**Task objective:**
Check each line of the listing for the word "styles" and give only the number of lines that have it.

**Supplied data:**
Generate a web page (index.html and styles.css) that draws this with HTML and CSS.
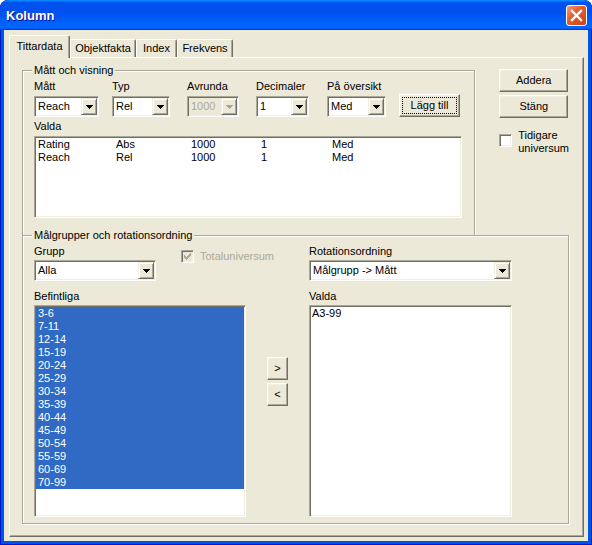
FILE: index.html
```html
<!DOCTYPE html>
<html lang="sv">
<head>
    <meta charset="UTF-8">
    <title>Kolumn</title>
    <link rel="stylesheet" href="styles.css">
</head>
<body>
<div class="window">
    <div class="titlebar">
        <span class="title">Kolumn</span>
        <span class="close">
            <svg width="19" height="19" viewBox="0 0 19 19"><path d="M5 5l9 9M14 5l-9 9" stroke="#fff" stroke-width="2.3" stroke-linecap="square"/></svg>
        </span>
    </div>
    <div class="client">
        <div class="tabs">
            <div class="tab active tab-1">Tittardata</div>
            <div class="tab tab-2">Objektfakta</div>
            <div class="tab tab-3">Index</div>
            <div class="tab tab-4">Frekvens</div>
        </div>
        <div class="panel">
            <div class="top-row">
                <fieldset class="group group-view">
                    <legend>Mått och visning</legend>
                    <div class="fields">
                        <div class="field f1">
                            <div class="label">Mått</div>
                            <div class="combo" style="width: 65px"><span class="combo-text">Reach</span><span class="drop"><svg width="7" height="4" viewBox="0 0 7 4"><path d="M0 0h7v1h-1v1h-1v1h-1v1h-1v-1h-1v-1h-1v-1h-1z"/></svg></span></div>
                        </div>
                        <div class="field f2">
                            <div class="label">Typ</div>
                            <div class="combo" style="width: 58px"><span class="combo-text">Rel</span><span class="drop"><svg width="7" height="4" viewBox="0 0 7 4"><path d="M0 0h7v1h-1v1h-1v1h-1v1h-1v-1h-1v-1h-1v-1h-1z"/></svg></span></div>
                        </div>
                        <div class="field f3">
                            <div class="label">Avrunda</div>
                            <div class="combo disabled" style="width: 52px"><span class="combo-text">1000</span><span class="drop"><svg width="7" height="4" viewBox="0 0 7 4"><path d="M0 0h7v1h-1v1h-1v1h-1v1h-1v-1h-1v-1h-1v-1h-1z"/></svg></span></div>
                        </div>
                        <div class="field f4">
                            <div class="label">Decimaler</div>
                            <div class="combo" style="width: 53px"><span class="combo-text">1</span><span class="drop"><svg width="7" height="4" viewBox="0 0 7 4"><path d="M0 0h7v1h-1v1h-1v1h-1v1h-1v-1h-1v-1h-1v-1h-1z"/></svg></span></div>
                        </div>
                        <div class="field f5">
                            <div class="label">På översikt</div>
                            <div class="combo" style="width: 59px"><span class="combo-text">Med</span><span class="drop"><svg width="7" height="4" viewBox="0 0 7 4"><path d="M0 0h7v1h-1v1h-1v1h-1v1h-1v-1h-1v-1h-1v-1h-1z"/></svg></span></div>
                        </div>
                        <button class="btn btn-focus btn-add">Lägg till</button>
                    </div>
                    <div class="label label-list">Valda</div>
                    <div class="listbox list-chosen">
                        <div class="item cols"><span>Rating</span><span>Abs</span><span>1000</span><span>1</span><span>Med</span></div>
                        <div class="item cols"><span>Reach</span><span>Rel</span><span>1000</span><span>1</span><span>Med</span></div>
                    </div>
                </fieldset>
                <div class="side">
                    <button class="btn btn-side">Addera</button>
                    <button class="btn btn-side">Stäng</button>
                    <div class="check-row">
                        <span class="check"></span>
                        <span>Tidigare<br>universum</span>
                    </div>
                </div>
            </div>
            <fieldset class="group group-target">
                <legend>Målgrupper och rotationsordning</legend>
                <div class="target-grid">
                    <div class="cell-group">
                        <div class="field">
                            <div class="label">Grupp</div>
                            <div class="combo" style="width: 122px"><span class="combo-text">Alla</span><span class="drop"><svg width="7" height="4" viewBox="0 0 7 4"><path d="M0 0h7v1h-1v1h-1v1h-1v1h-1v-1h-1v-1h-1v-1h-1z"/></svg></span></div>
                        </div>
                        <div class="check-inline disabled">
                            <span class="check"><svg width="11" height="11" viewBox="0 0 11 11"><path d="M2 4h1v3h-1zM3 5h1v3h-1zM4 6h1v3h-1zM5 5h1v3h-1zM6 4h1v3h-1zM7 3h1v3h-1zM8 2h1v3h-1z"/></svg></span>
                            <span>Totaluniversum</span>
                        </div>
                    </div>
                    <div></div>
                    <div class="field">
                        <div class="label">Rotationsordning</div>
                        <div class="combo" style="width: 203px"><span class="combo-text">Målgrupp -&gt; Mått</span><span class="drop"><svg width="7" height="4" viewBox="0 0 7 4"><path d="M0 0h7v1h-1v1h-1v1h-1v1h-1v-1h-1v-1h-1v-1h-1z"/></svg></span></div>
                    </div>

                    <div class="field">
                        <div class="label">Befintliga</div>
                        <div class="listbox list-available">
                            <div class="item selected">3-6</div>
                            <div class="item selected">7-11</div>
                            <div class="item selected">12-14</div>
                            <div class="item selected">15-19</div>
                            <div class="item selected">20-24</div>
                            <div class="item selected">25-29</div>
                            <div class="item selected">30-34</div>
                            <div class="item selected">35-39</div>
                            <div class="item selected">40-44</div>
                            <div class="item selected">45-49</div>
                            <div class="item selected">50-54</div>
                            <div class="item selected">55-59</div>
                            <div class="item selected">60-69</div>
                            <div class="item selected">70-99</div>
                        </div>
                    </div>
                    <div class="move-buttons">
                        <button class="btn btn-move">&gt;</button>
                        <button class="btn btn-move">&lt;</button>
                    </div>
                    <div class="field">
                        <div class="label">Valda</div>
                        <div class="listbox list-target">
                            <div class="item">A3-99</div>
                        </div>
                    </div>
                </div>
            </fieldset>
        </div>
    </div>
</div>
</body>
</html>
```

FILE: styles.css
```css
* {
    box-sizing: border-box;
}
body {
    margin: 0;
    font-family: "Liberation Sans", Arial, sans-serif;
    font-size: 11px;
    line-height: 13px;
    color: #000;
}
.window {
    width: 592px;
    height: 545px;
    display: flex;
    flex-direction: column;
    background: #0054e3;
    border-radius: 8px 8px 0 0;
    box-shadow: inset 0 0 0 1px #0019cf;
    overflow: hidden;
}
.titlebar {
    height: 30px;
    flex: none;
    display: flex;
    align-items: center;
    padding: 1px 5px 0 6px;
    border-radius: 8px 8px 0 0;
    background: linear-gradient(to bottom, #0997ff 0%, #0053ee 8%, #0050ee 40%, #0066ff 88%, #0066ff 93%, #005bff 95%, #003dd7 96%, #003dd7 100%);
}
.title {
    flex: 1;
    color: #fff;
    font-weight: bold;
    font-size: 13px;
    text-shadow: 1px 1px #0f1089;
}
.close {
    width: 21px;
    height: 21px;
    margin-top: -1px;
    border: 1px solid #fff;
    border-radius: 3px;
    background: linear-gradient(135deg, #f39a80 0%, #e2602f 40%, #cc4317 100%);
    display: flex;
}
.client {
    flex: 1;
    margin: 0 4px 4px;
    padding: 5px 4px 4px 5px;
    background: #ece9d8;
    display: flex;
    flex-direction: column;
}

/* tabs */
.tabs {
    height: 22px;
    display: flex;
    align-items: flex-end;
}
.tab {
    height: 18px;
    padding-top: 2px;
    text-align: center;
    background: #ece9d8;
    border: 1px solid;
    border-bottom: none;
    border-color: #fff #716f64 #716f64 #fff;
    border-radius: 2px 2px 0 0;
    box-shadow: inset -1px 0 0 #aca899;
}
.tab.active {
    height: 23px;
    margin-bottom: -1px;
    padding-top: 4px;
    position: relative;
    z-index: 1;
}
.tab-1 { width: 61px; }
.tab-2 { width: 66px; }
.tab-3 { width: 41px; }
.tab-4 { width: 56px; }
.panel {
    flex: 1;
    display: flex;
    flex-direction: column;
    padding: 6px 14px 12px 12px;
    border: 1px solid;
    border-color: #fff #716f64 #716f64 #fff;
    box-shadow: inset -1px -1px 0 #aca899;
}

/* group boxes */
.group {
    margin: 0;
    min-width: 0;
    border: 1px solid #aca899;
    box-shadow: inset 1px 1px 0 #fff, 1px 1px 0 #fff;
}
.group legend {
    padding: 0 2px;
    margin-left: -2px;
    line-height: 13px;
    background: #ece9d8;
}
.top-row {
    display: flex;
}
.group-view {
    width: 455px;
    padding: 3px 14px 17px 11px;
    border-bottom: none;
}
.fields {
    display: flex;
    align-items: flex-end;
}
.field .label {
    margin-bottom: 3px;
    white-space: nowrap;
}
.f1 { width: 78px; }
.f2 { width: 75px; }
.f3 { width: 69px; }
.f4 { width: 71px; }
.f5 { width: 72px; }
.btn-add {
    width: 61px;
}
.label-list {
    margin-top: 3px;
    margin-bottom: 3px;
}
.side {
    margin-left: 24px;
    padding-top: 5px;
    display: flex;
    flex-direction: column;
    gap: 3px;
}
.btn-side {
    width: 69px;
}
.check-row {
    margin-top: 8px;
    display: flex;
    align-items: flex-start;
    gap: 6px;
}
.check-row .check {
    margin-top: 5px;
}
.group-target {
    flex: 1;
    width: 547px;
    margin-top: -6px;
    padding: 3px 14px 6px 11px;
}
.target-grid {
    display: grid;
    grid-template-columns: 212px 63px 203px;
    row-gap: 9px;
}
.target-grid .field .label {
    margin-bottom: 2px;
}
.cell-group {
    display: flex;
    align-items: flex-start;
}
.check-inline {
    margin: 5px 0 0 25px;
    display: flex;
    align-items: center;
    gap: 6px;
}
.check-inline.disabled {
    color: #aca899;
}
.move-buttons {
    padding: 67px 0 0 21px;
    display: flex;
    flex-direction: column;
    align-items: flex-start;
    gap: 3px;
}
.btn-move {
    width: 21px;
}

/* controls */
.combo {
    height: 21px;
    display: flex;
    background: #fff;
    border: 1px solid;
    border-color: #aca899 #fff #fff #aca899;
    box-shadow: inset 1px 1px 0 #716f64, inset -1px -1px 0 #f1efe2;
}
.combo-text {
    flex: 1;
    padding-left: 3px;
    line-height: 19px;
    white-space: nowrap;
    overflow: hidden;
}
.drop {
    width: 16px;
    margin: 1px 1px 1px 0;
    display: flex;
    align-items: center;
    justify-content: center;
    background: #ece9d8;
    border: 1px solid;
    border-color: #f1efe2 #716f64 #716f64 #f1efe2;
    box-shadow: inset 1px 1px 0 #fff, inset -1px -1px 0 #aca899;
}
.drop svg {
    fill: #000;
}
.combo.disabled {
    background: #ece9d8;
    color: #aca899;
}
.combo.disabled .drop svg {
    fill: #aca899;
}
.btn {
    height: 23px;
    padding: 0;
    font: inherit;
    line-height: 13px;
    color: #000;
    background: #ece9d8;
    border: 1px solid;
    border-color: #fff #716f64 #716f64 #fff;
    box-shadow: inset -1px -1px 0 #aca899, inset 1px 1px 0 #f1efe2;
}
.btn-focus {
    outline: 1px dotted #000;
    outline-offset: -4px;
}
.check {
    width: 13px;
    height: 13px;
    flex: none;
    background: #fff;
    border: 1px solid;
    border-color: #aca899 #fff #fff #aca899;
    box-shadow: inset 1px 1px 0 #716f64, inset -1px -1px 0 #f1efe2;
}
.check svg {
    display: block;
    fill: #000;
}
.check-inline.disabled .check {
    background: #ece9d8;
}
.check-inline.disabled .check svg {
    fill: #aca899;
}
.listbox {
    padding: 1px;
    overflow: hidden;
    background: #fff;
    border: 1px solid;
    border-color: #aca899 #fff #fff #aca899;
    box-shadow: inset 1px 1px 0 #716f64, inset -1px -1px 0 #f1efe2;
}
.item {
    height: 13px;
    padding-left: 2px;
    white-space: nowrap;
}
.item.selected {
    background: #316ac5;
    color: #fff;
}
.list-chosen {
    width: 428px;
    height: 82px;
}
.cols {
    display: flex;
}
.cols span:nth-child(1) { width: 78px; }
.cols span:nth-child(2) { width: 75px; }
.cols span:nth-child(3) { width: 70px; }
.cols span:nth-child(4) { width: 71px; }
.list-available {
    width: 212px;
    height: 212px;
}
.list-target {
    width: 203px;
    height: 212px;
}
.list-target .item {
    padding-left: 1px;
}
```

**Task output:**
3